I'm slowly working through "Jacquard's Web" (a book on the history of computing, drawing links between the Jacquard loom - a loom that used punched cards to weave figured silk - and more modern machines, up to and including the computer).
I have to admit I like the sciency stuff and the "how these things work" part better than the gossip about the inventor's lives.
(Did you know Ada Lovelace - Lord Byron's daughter and a fairly bright woman [though, according to this book's author, not the super-genius she is made out to be by the Steampunkers] was fond of sex? Trufax: "And there was the physical side of marriage. Ada took to it with relish. Several letters she wrote to [her husband]...make clear how much she enjoyed love-making." Um, yeah. I think I could do without knowing THAT.)
Right now I'm about 2/3 of the way through, reading about the early days of IBM (and its precursor. I would LOVE to be able to see a Hollerith Tabulator - used to compile information in the 1890 census - yes, there was a mechanical computer of sorts used that early - in action, because it sounds both beautiful and fascinating.
And then there's Thomas John Watson, one of the early leaders of IBM. I knew nothing about the man. He is presented as a master salesman, and comes across at first as perhaps the original Pointy-Haired Boss:
"Hollerith [the originator of the tabulating machine] regarded engineers as backroom boys who worked best when they were left alone. Watson, on the other hand, was quick to take engineers out of the laboratory and into customers' offices to find out precisely what functions and features customers needed...Watson chased his engineers back into customers' premises again to deal with any problems the customer might be having..."
I dunno, but based on the (small number of) engineers I have known, many of them went into that field precisely to reduce interactions-with-customers.
Watson also ran C-T-R (a precursor to IBM) in a way that is eerily reminiscent of some of the "modern" corporate stuff that I am so eager to avoid by being in academe:
"There were company flags, endless group photographs of everybody being cheerful together, a daily company newspaper, banquets at horseshoe tables, and even company songs" (emphasis mine)
AAAAAAAAAGGGGGGGHHHHHHH! Jean-Paul Sartre, I may have just found an alternate version of Hell for you to write about.
(Watson also required all employees to have the word "THINK" posted on placards in their offices. The Think System?)
But, just as I'm hating him for being pointy-haired, he redeems himself: In the Great Depression, rather than releasing all his engineers and salesmen and others to the bread lines as many other corporations did, he chose to keep them working and on the payroll. They kept building machines because of Watson's belief that things would turn around. (And when they did, he was one of the few equipped to provide customers - including the US government - with tabulating machines). Perhaps this is in part the origin of the much-lauded and now-long-gone "loyalty" of companies to their workers. (It wasn't so much an altruistic decision - at least not how the book's author presents it - as a canny gamble that paid off very well. But still).
But my favorite parts of the book remain the descriptions of the machines and how they worked.
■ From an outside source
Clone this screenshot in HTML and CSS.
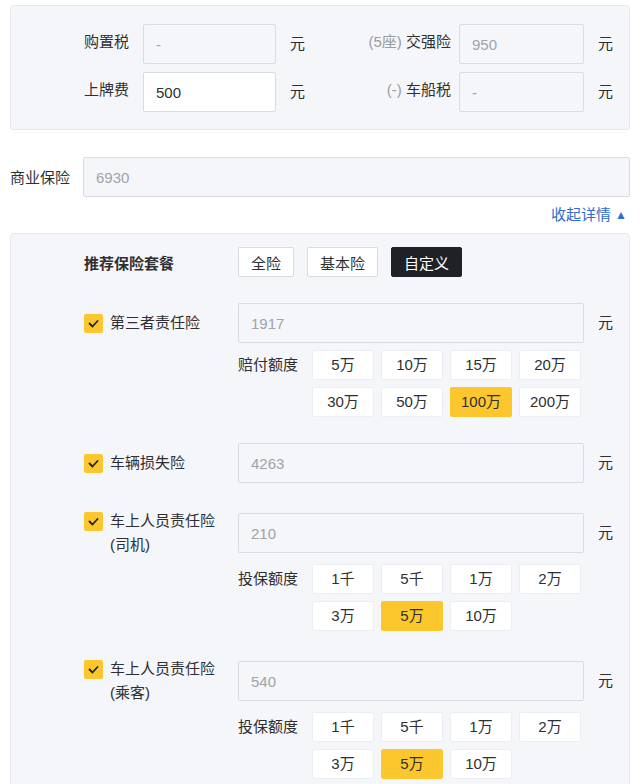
FILE: index.html
```html
<!DOCTYPE html>
<html lang="zh-CN">
<head>
<meta charset="utf-8">
<title>保险费用</title>
<link rel="stylesheet" href="styles.css">
</head>
<body>
<div class="panel fees">
  <span class="lbl">购置税</span>
  <div class="cell"><input class="field" value="-" readonly></div>
  <span class="unit">元</span>
  <span class="lbl"><span class="muted">(5座)</span> 交强险</span>
  <div class="cell cell-r"><input class="field" value="950" readonly></div>
  <span class="unit">元</span>

  <span class="lbl">上牌费</span>
  <div class="cell"><input class="field field-active" value="500"></div>
  <span class="unit">元</span>
  <span class="lbl"><span class="muted">(-)</span> 车船税</span>
  <div class="cell cell-r"><input class="field" value="-" readonly></div>
  <span class="unit">元</span>
</div>

<div class="biz">
  <span class="biz-lbl">商业保险</span>
  <input class="field biz-field" value="6930" readonly>
</div>

<div class="toggle">收起详情<span class="caret">▲</span></div>

<div class="panel detail">
  <div class="pkg">
    <span class="pkg-lbl">推荐保险套餐</span>
    <div class="pkg-btns">
      <button class="pbtn">全险</button>
      <button class="pbtn">基本险</button>
      <button class="pbtn pbtn-on">自定义</button>
    </div>
  </div>

  <div class="item">
    <label class="chk-lbl"><span class="chk"><svg viewBox="0 0 19 19" width="19" height="19"><polyline points="5.5,9.5 8.5,12.5 13.5,7" fill="none" stroke="#222" stroke-width="1.8" stroke-linecap="round" stroke-linejoin="round"/></svg></span><span class="txt">第三者责任险</span></label>
    <input class="field" value="1917" readonly>
    <span class="unit">元</span>
    <div class="opts">
      <span class="opt-lbl">赔付额度</span>
      <div class="opt-grid">
        <span class="opt">5万</span><span class="opt">10万</span><span class="opt">15万</span><span class="opt">20万</span>
        <span class="opt">30万</span><span class="opt">50万</span><span class="opt opt-on">100万</span><span class="opt">200万</span>
      </div>
    </div>
  </div>

  <div class="item">
    <label class="chk-lbl"><span class="chk"><svg viewBox="0 0 19 19" width="19" height="19"><polyline points="5.5,9.5 8.5,12.5 13.5,7" fill="none" stroke="#222" stroke-width="1.8" stroke-linecap="round" stroke-linejoin="round"/></svg></span><span class="txt">车辆损失险</span></label>
    <input class="field" value="4263" readonly>
    <span class="unit">元</span>
  </div>

  <div class="item">
    <label class="chk-lbl"><span class="chk"><svg viewBox="0 0 19 19" width="19" height="19"><polyline points="5.5,9.5 8.5,12.5 13.5,7" fill="none" stroke="#222" stroke-width="1.8" stroke-linecap="round" stroke-linejoin="round"/></svg></span><span class="txt">车上人员责任险<br>(司机)</span></label>
    <input class="field" value="210" readonly>
    <span class="unit">元</span>
    <div class="opts">
      <span class="opt-lbl">投保额度</span>
      <div class="opt-grid">
        <span class="opt">1千</span><span class="opt">5千</span><span class="opt">1万</span><span class="opt">2万</span>
        <span class="opt">3万</span><span class="opt opt-on">5万</span><span class="opt">10万</span>
      </div>
    </div>
  </div>

  <div class="item">
    <label class="chk-lbl"><span class="chk"><svg viewBox="0 0 19 19" width="19" height="19"><polyline points="5.5,9.5 8.5,12.5 13.5,7" fill="none" stroke="#222" stroke-width="1.8" stroke-linecap="round" stroke-linejoin="round"/></svg></span><span class="txt">车上人员责任险<br>(乘客)</span></label>
    <input class="field" value="540" readonly>
    <span class="unit">元</span>
    <div class="opts">
      <span class="opt-lbl">投保额度</span>
      <div class="opt-grid">
        <span class="opt">1千</span><span class="opt">5千</span><span class="opt">1万</span><span class="opt">2万</span>
        <span class="opt">3万</span><span class="opt opt-on">5万</span><span class="opt">10万</span>
      </div>
    </div>
  </div>
</div>
</body>
</html>
```

FILE: styles.css
```css
* { box-sizing: border-box; }

body {
  margin: 0;
  background: #ffffff;
  color: #2e2f33;
  font-family: "Liberation Sans", "Noto Sans CJK SC", sans-serif;
  font-size: 15px;
  overflow: hidden;
}

.panel {
  background: #f5f6fa;
  border: 1px solid #e5e7eb;
  border-radius: 4px;
}

.field {
  display: block;
  width: 100%;
  height: 40px;
  margin: 0;
  padding: 0 12px;
  border: 1px solid #d9dbe0;
  border-radius: 2px;
  background: #f5f6fa;
  color: #a0a3a8;
  font-family: inherit;
  font-size: 15px;
  outline: none;
}

.field-active {
  background: #ffffff;
  color: #2e2f33;
}

.muted { color: #9a9ca1; }

/* top fees panel */
.fees {
  margin: 5px 10px 0;
  padding: 18px 0 17px;
  display: grid;
  grid-template-columns: 118px 147px 29px 146px 133px auto;
  row-gap: 8px;
  align-items: center;
}

.lbl { text-align: right; line-height: 36px; padding-bottom: 4px; white-space: nowrap; }
.cell { padding-left: 14px; }
.cell-r { padding-left: 8px; }
.unit { padding: 0 0 4px 14px; white-space: nowrap; }

/* commercial insurance */
.biz {
  display: flex;
  align-items: center;
  margin: 27px 10px 0;
}
.biz-lbl { width: 73px; flex: none; padding-bottom: 2px; }
.biz-field { flex: 1; }

.toggle {
  margin: 8px 13px 0 0;
  text-align: right;
  line-height: 20px;
  color: #2f6bd0;
}
.caret { font-size: 12px; margin-left: 4px; vertical-align: 1px; }

/* detail panel */
.detail {
  margin: 8px 10px 0;
  padding: 13px 0 24px 73px;
}

.pkg {
  display: grid;
  grid-template-columns: 154px auto;
  align-items: center;
}
.pkg-lbl { font-weight: bold; }
.pkg-btns { display: flex; gap: 13px; }
.pbtn {
  height: 30px;
  padding: 0 12px;
  border: 1px solid #d9dbe0;
  border-radius: 2px;
  background: #ffffff;
  color: #2e2f33;
  font-family: inherit;
  font-size: 15px;
}
.pbtn-on {
  background: #1f2126;
  border-color: #1f2126;
  color: #ffffff;
}

.item {
  margin-top: 26px;
  display: grid;
  grid-template-columns: 154px 346px auto;
  align-items: center;
}

.chk-lbl {
  display: flex;
  align-items: flex-start;
  line-height: 24px;
}
.chk {
  flex: none;
  width: 19px;
  height: 19px;
  margin: 3px 7px 0 0;
  border-radius: 2px;
  background: #fcc72d;
  display: flex;
}

.opts {
  grid-column: 2 / span 2;
  display: flex;
  align-items: flex-start;
  margin-top: 7px;
}
.opt-lbl { width: 74px; flex: none; line-height: 30px; }
.opt-grid {
  display: grid;
  grid-template-columns: repeat(4, 62px);
  gap: 7px;
}
.opt {
  height: 30px;
  line-height: 28px;
  text-align: center;
  background: #ffffff;
  border: 1px solid #eceef2;
  border-radius: 2px;
  white-space: nowrap;
}
.opt-on {
  background: #fcc72d;
  border-color: #fcc72d;
}
```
There were electromechanical calculators and computers before there were electronic ones! There were things like adding machines where you set cogs to the values you were inputting and then turned a crank to make it work the arithmetic! There was a thing called an arithmometer, and another called a comptometer! It's such a vanished time - one you never hear about in a "typical" history class, and yet it was not so long ago. And what if electronics had not been discovered? Would we be accessing the internet on room-sized machines that we had to (maybe) power with foot-treadles like old-time sewing machines? It boggles the mind.
There's a book out there called something like "The Victorian Internet" (I think it's about the telegraph). I want to read that some time. I find the history of modern technology pretty fascinating.
1 comment:
I attended a technical high school and there were comptometry classes. I didn't get to take that class, although I wanted to, since my advisor said it wouldn't be used in my field. But I remember walking past the classroom and hearing the students punching away at their machines to various music records. Let's see ... that would have been about 50 years ago. Eek! I'm getting old.